Section 4 (Chapter 15 to Chapter 17) presents some application-driven research on streaming media.
Chapter 15 with the title “Low latency audio streaming for internet-based musical interaction” covers the technical issues related to the subject of playing live music with musicians distributed over the Internet. In this chapter, the author first outlines purely human cognitive restrictions in context with the problem of latency. Based on these restrictions, a comprehensive technical overview is given, finally leading to a taxonomy of appropriate interaction approaches.
Chapter 16 entitled “The 3rd Generation Partnership Project Packet-Switched Streaming (3GPP-PSS): fundamentals and applications” embodies the chronological advances of 3GPP-PSS, whose specifications define the framework for streaming capabilities for 3GPP mobile devices and networks. The discussions on the general specifications of different releases are also provided in this chapter with a focus on the Quality of Service (QoS) support.
In Chapter 17 “Perspectives of the application of video streaming to education”, the author analyses the application of video-streaming in video-lectures. An overview of several related research topics is presented in this chapter, including video-lecture summarization, automatic extraction of text from the audio track, lecture segmentation, search, semantic indexing and multimodal access, gesture analysis, and annotation of the videos.

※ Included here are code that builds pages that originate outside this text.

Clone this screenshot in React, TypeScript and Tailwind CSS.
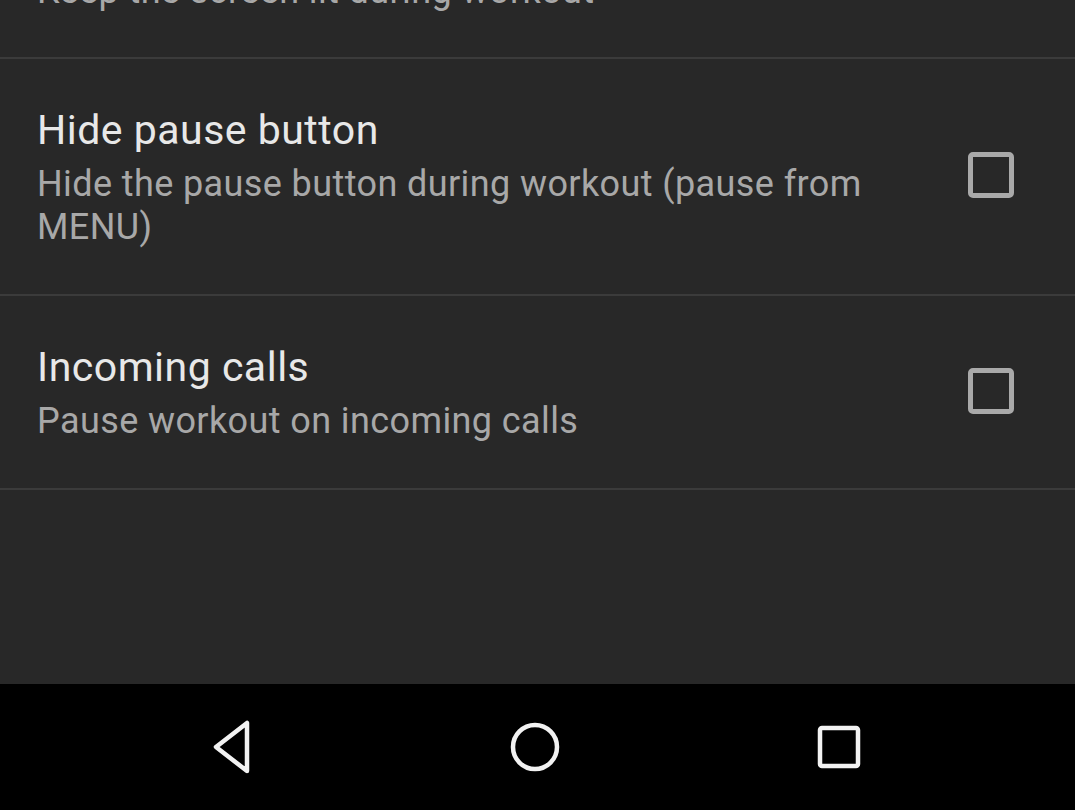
import React from "react";

function Checkbox() {
  return (
    <div className="w-[46px] h-[46px] border-[5px] border-[#a9a9a9] rounded-[5px] shrink-0 mb-[5px]" />
  );
}

function Row({ title, subtitle }: { title: string; subtitle: string }) {
  return (
    <div className="flex items-center pl-[37px] pt-[47px] pb-[45px] border-b-2 border-[#3b3b3b]">
      <div className="w-[880px] flex flex-col gap-[8px]">
        <div className="text-[41px] leading-[49px] tracking-[0.5px] text-[#e8e8e8]">{title}</div>
        <div className="text-[36px] leading-[43px] tracking-[0.4px] text-[#a8a8a8]">{subtitle}</div>
      </div>
      <div className="flex-1 flex justify-end pr-[61px]">
        <Checkbox />
      </div>
    </div>
  );
}

export default function App() {
  return (
    <div
      className="w-[1075px] h-[810px] bg-[#282828] flex flex-col overflow-hidden"
      style={{ fontFamily: "Roboto, 'Noto Sans', sans-serif" }}
    >
      <div className="h-[59px] border-b-2 border-[#3b3b3b] pl-[37px] overflow-hidden shrink-0">
        <div className="text-[36px] leading-[43px] tracking-[0.4px] text-[#a8a8a8] mt-[-30px]">
          Keep the screen lit during workout
        </div>
      </div>
      <Row
        title="Hide pause button"
        subtitle="Hide the pause button during workout (pause from MENU)"
      />
      <Row title="Incoming calls" subtitle="Pause workout on incoming calls" />
      <div className="flex-1" />
      <div className="h-[126px] bg-black flex items-center pl-[79px] shrink-0">
        <div className="w-[304px] flex justify-center">
          <svg width="50" height="56" viewBox="0 0 50 56">
            <path
              d="M41 4 L41 52 L10 28 Z"
              fill="none"
              stroke="#f2f2f2"
              strokeWidth="4.5"
              strokeLinejoin="round"
            />
          </svg>
        </div>
        <div className="w-[304px] flex justify-center">
          <svg width="52" height="52" viewBox="0 0 52 52">
            <circle cx="26" cy="26" r="22" fill="none" stroke="#f2f2f2" strokeWidth="4.5" />
          </svg>
        </div>
        <div className="w-[304px] flex justify-center">
          <svg width="48" height="48" viewBox="0 0 48 48">
            <rect x="5" y="5" width="38" height="38" rx="2" fill="none" stroke="#f2f2f2" strokeWidth="4.5" />
          </svg>
        </div>
      </div>
    </div>
  );
}
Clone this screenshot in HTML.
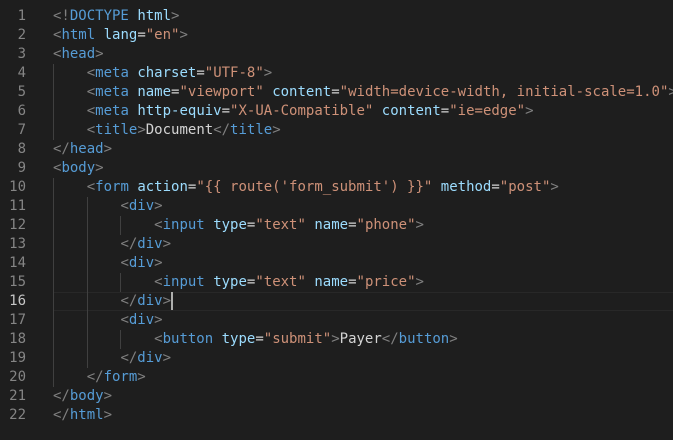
<!DOCTYPE html>
<html><head><meta charset="utf-8"><style>
html,body{margin:0;padding:0;background:#1e1e1e;width:673px;height:440px;overflow:hidden}
.ed{position:relative;top:2px;font-family:"DejaVu Sans Mono","Liberation Mono",monospace;font-size:14px;line-height:19px;}
.l{position:absolute;left:0;height:19px;white-space:pre;width:673px}
.n{position:absolute;right:647px;color:#858585;text-align:right}
.c{position:absolute;left:53px;color:#d4d4d4}
.cur .n{color:#c6c6c6}
.hl{position:absolute;left:53px;right:0;height:17px;border-top:1px solid #282828;border-bottom:1px solid #282828}
.g{position:absolute;width:1px;background:#404040}
.t{color:#569cd6}.b{color:#808080}.a{color:#9cdcfe}.s{color:#ce9178}
.caret{display:inline-block;width:2px;height:18px;background:#aeafad;vertical-align:top}
</style></head><body><div class="ed">
<div class="hl" style="top:290px"></div>
<div class="g" style="left:53px;top:62px;height:76px"></div>
<div class="g" style="left:53px;top:176px;height:209px"></div>
<div class="g" style="left:87px;top:195px;height:171px"></div>
<div class="g" style="left:120px;top:214px;height:19px"></div>
<div class="g" style="left:120px;top:271px;height:19px"></div>
<div class="g" style="left:120px;top:328px;height:19px"></div>
<div class="l" style="top:5px"><span class="n">1</span><span class="c"><span class="b">&lt;!</span><span class="t">DOCTYPE</span> <span class="a">html</span><span class="b">&gt;</span></span></div>
<div class="l" style="top:24px"><span class="n">2</span><span class="c"><span class="b">&lt;</span><span class="t">html</span> <span class="a">lang</span>=<span class="s">"en"</span><span class="b">&gt;</span></span></div>
<div class="l" style="top:43px"><span class="n">3</span><span class="c"><span class="b">&lt;</span><span class="t">head</span><span class="b">&gt;</span></span></div>
<div class="l" style="top:62px"><span class="n">4</span><span class="c">    <span class="b">&lt;</span><span class="t">meta</span> <span class="a">charset</span>=<span class="s">"UTF-8"</span><span class="b">&gt;</span></span></div>
<div class="l" style="top:81px"><span class="n">5</span><span class="c">    <span class="b">&lt;</span><span class="t">meta</span> <span class="a">name</span>=<span class="s">"viewport"</span> <span class="a">content</span>=<span class="s">"width=device-width, initial-scale=1.0"</span><span class="b">&gt;</span></span></div>
<div class="l" style="top:100px"><span class="n">6</span><span class="c">    <span class="b">&lt;</span><span class="t">meta</span> <span class="a">http-equiv</span>=<span class="s">"X-UA-Compatible"</span> <span class="a">content</span>=<span class="s">"ie=edge"</span><span class="b">&gt;</span></span></div>
<div class="l" style="top:119px"><span class="n">7</span><span class="c">    <span class="b">&lt;</span><span class="t">title</span><span class="b">&gt;</span>Document<span class="b">&lt;/</span><span class="t">title</span><span class="b">&gt;</span></span></div>
<div class="l" style="top:138px"><span class="n">8</span><span class="c"><span class="b">&lt;/</span><span class="t">head</span><span class="b">&gt;</span></span></div>
<div class="l" style="top:157px"><span class="n">9</span><span class="c"><span class="b">&lt;</span><span class="t">body</span><span class="b">&gt;</span></span></div>
<div class="l" style="top:176px"><span class="n">10</span><span class="c">    <span class="b">&lt;</span><span class="t">form</span> <span class="a">action</span>=<span class="s">"{{ route('form_submit') }}"</span> <span class="a">method</span>=<span class="s">"post"</span><span class="b">&gt;</span></span></div>
<div class="l" style="top:195px"><span class="n">11</span><span class="c">        <span class="b">&lt;</span><span class="t">div</span><span class="b">&gt;</span></span></div>
<div class="l" style="top:214px"><span class="n">12</span><span class="c">            <span class="b">&lt;</span><span class="t">input</span> <span class="a">type</span>=<span class="s">"text"</span> <span class="a">name</span>=<span class="s">"phone"</span><span class="b">&gt;</span></span></div>
<div class="l" style="top:233px"><span class="n">13</span><span class="c">        <span class="b">&lt;/</span><span class="t">div</span><span class="b">&gt;</span></span></div>
<div class="l" style="top:252px"><span class="n">14</span><span class="c">        <span class="b">&lt;</span><span class="t">div</span><span class="b">&gt;</span></span></div>
<div class="l" style="top:271px"><span class="n">15</span><span class="c">            <span class="b">&lt;</span><span class="t">input</span> <span class="a">type</span>=<span class="s">"text"</span> <span class="a">name</span>=<span class="s">"price"</span><span class="b">&gt;</span></span></div>
<div class="l cur" style="top:290px"><span class="n">16</span><span class="c">        <span class="b">&lt;/</span><span class="t">div</span><span class="b">&gt;</span><span class="caret"></span></span></div>
<div class="l" style="top:309px"><span class="n">17</span><span class="c">        <span class="b">&lt;</span><span class="t">div</span><span class="b">&gt;</span></span></div>
<div class="l" style="top:328px"><span class="n">18</span><span class="c">            <span class="b">&lt;</span><span class="t">button</span> <span class="a">type</span>=<span class="s">"submit"</span><span class="b">&gt;</span>Payer<span class="b">&lt;/</span><span class="t">button</span><span class="b">&gt;</span></span></div>
<div class="l" style="top:347px"><span class="n">19</span><span class="c">        <span class="b">&lt;/</span><span class="t">div</span><span class="b">&gt;</span></span></div>
<div class="l" style="top:366px"><span class="n">20</span><span class="c">    <span class="b">&lt;/</span><span class="t">form</span><span class="b">&gt;</span></span></div>
<div class="l" style="top:385px"><span class="n">21</span><span class="c"><span class="b">&lt;/</span><span class="t">body</span><span class="b">&gt;</span></span></div>
<div class="l" style="top:404px"><span class="n">22</span><span class="c"><span class="b">&lt;/</span><span class="t">html</span><span class="b">&gt;</span></span></div>
</div></body></html>
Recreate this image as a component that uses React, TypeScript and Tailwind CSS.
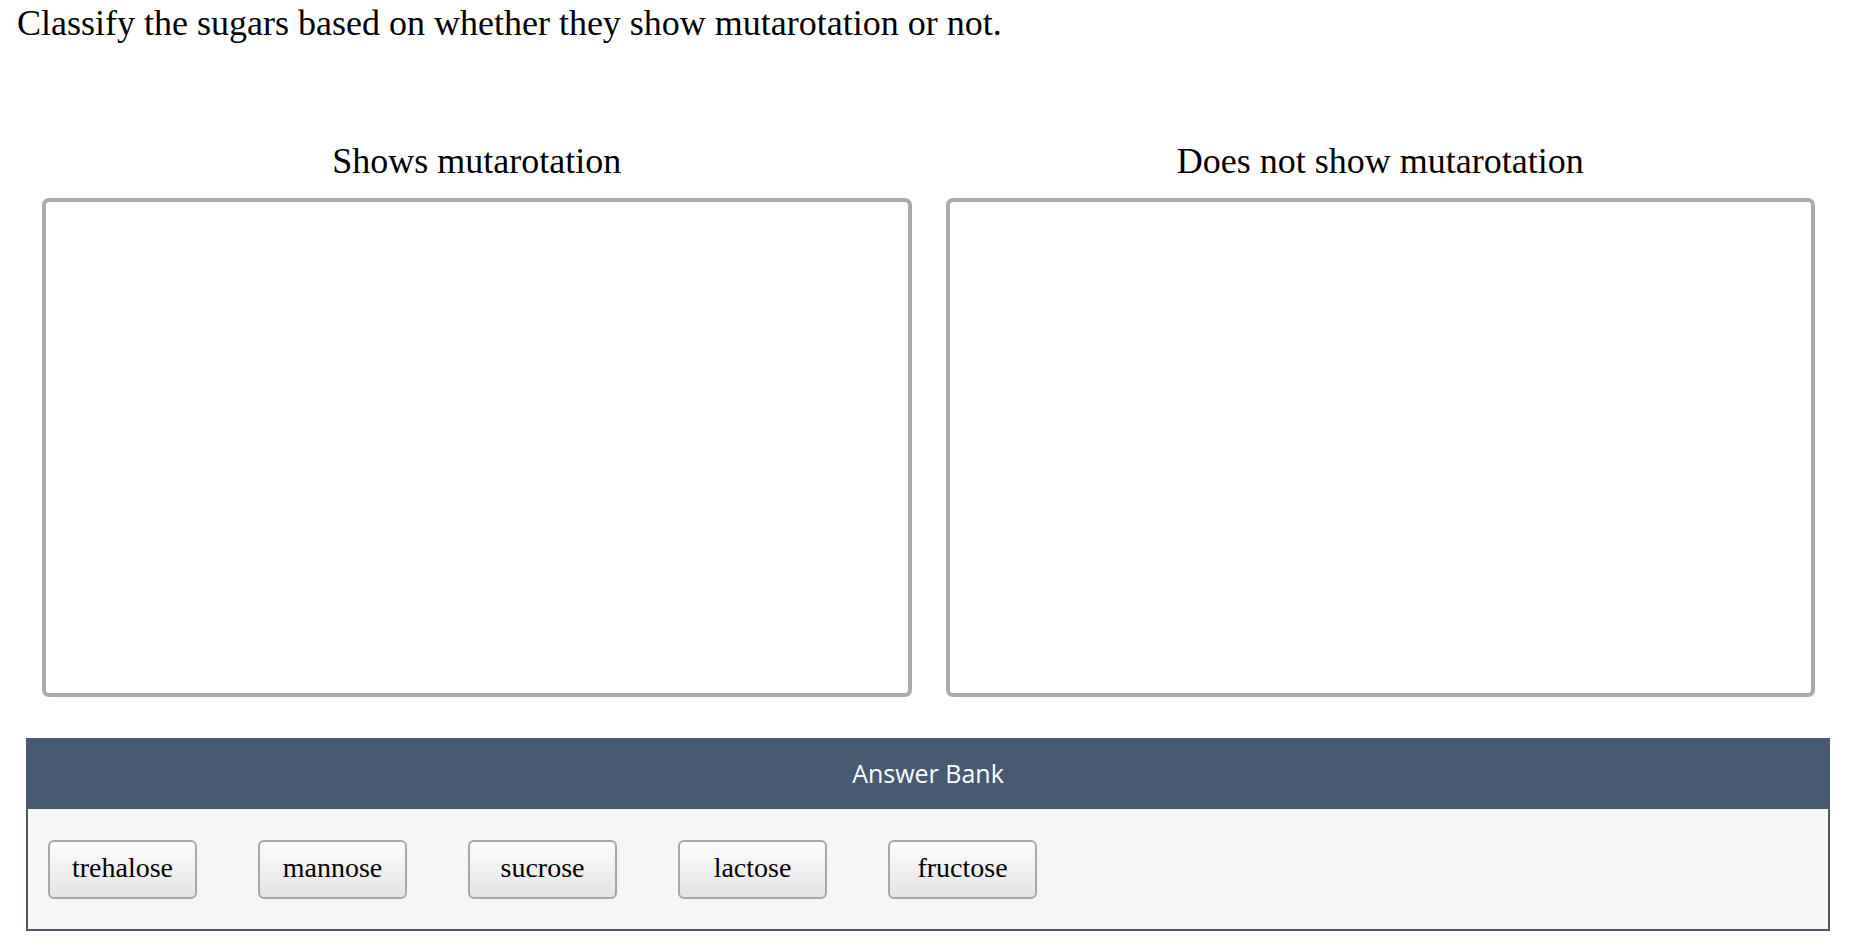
import React from "react";

const items = ["trehalose", "mannose", "sucrose", "lactose", "fructose"];

export default function App() {
  return (
    <div className="w-[1862px] h-[952px] bg-white text-black">
      <div className="font-['Liberation_Serif','Times_New_Roman',serif]">
        <h1 className="pl-[17px] pt-[2px] text-[36px] leading-[42px] font-normal">
          Classify the sugars based on whether they show mutarotation or not.
        </h1>
        <div className="mt-[96px] grid grid-cols-2 gap-[34px] pl-[42px] pr-[47px]">
          {["Shows mutarotation", "Does not show mutarotation"].map((t) => (
            <div key={t} className="flex flex-col">
              <div className="text-center text-[36px] leading-[42px] mb-[16px]">{t}</div>
              <div className="h-[499px] rounded-[7px] border-[4px] border-[#ababab] bg-white" />
            </div>
          ))}
        </div>
        <div className="mt-[41px] ml-[26px] mr-[32px]">
          <div className="h-[71px] bg-[#485a72] flex items-center justify-center">
            <span className="font-['Open_Sans',sans-serif] text-[25px] text-white">Answer Bank</span>
          </div>
          <div className="bg-[#f6f6f6] border-x-2 border-b-2 border-[#485a72] pl-[20px] pt-[31px] pb-[30px] flex gap-[61px]">
            {items.map((it) => (
              <div
                key={it}
                className="w-[149px] h-[59px] pb-[4px] rounded-[6px] border-2 border-[#a8a8a8] bg-gradient-to-b from-[#fdfdfd] to-[#e4e4e4] flex items-center justify-center text-[28px] leading-none text-black"
              >
                {it}
              </div>
            ))}
          </div>
        </div>
      </div>
    </div>
  );
}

As can be seen from the above introductions, this book spans a number of interdependent and emerging topics in streaming media. In conclusion, we aim to acquaint the scholars and practitioners involved in the research and development of streaming media with such a most updated reference on a wide range of related topics. The target audience of this book would be those interested in various aspects of streaming media, such as coding, transmission, architecture and applications. This book is meant to be accessible to audiences including researchers, developers, engineers, and innovators working in the relevant areas. It can also serve as a solid advanced-level course supplement to media processing and communications for senior undergraduates and postgraduates.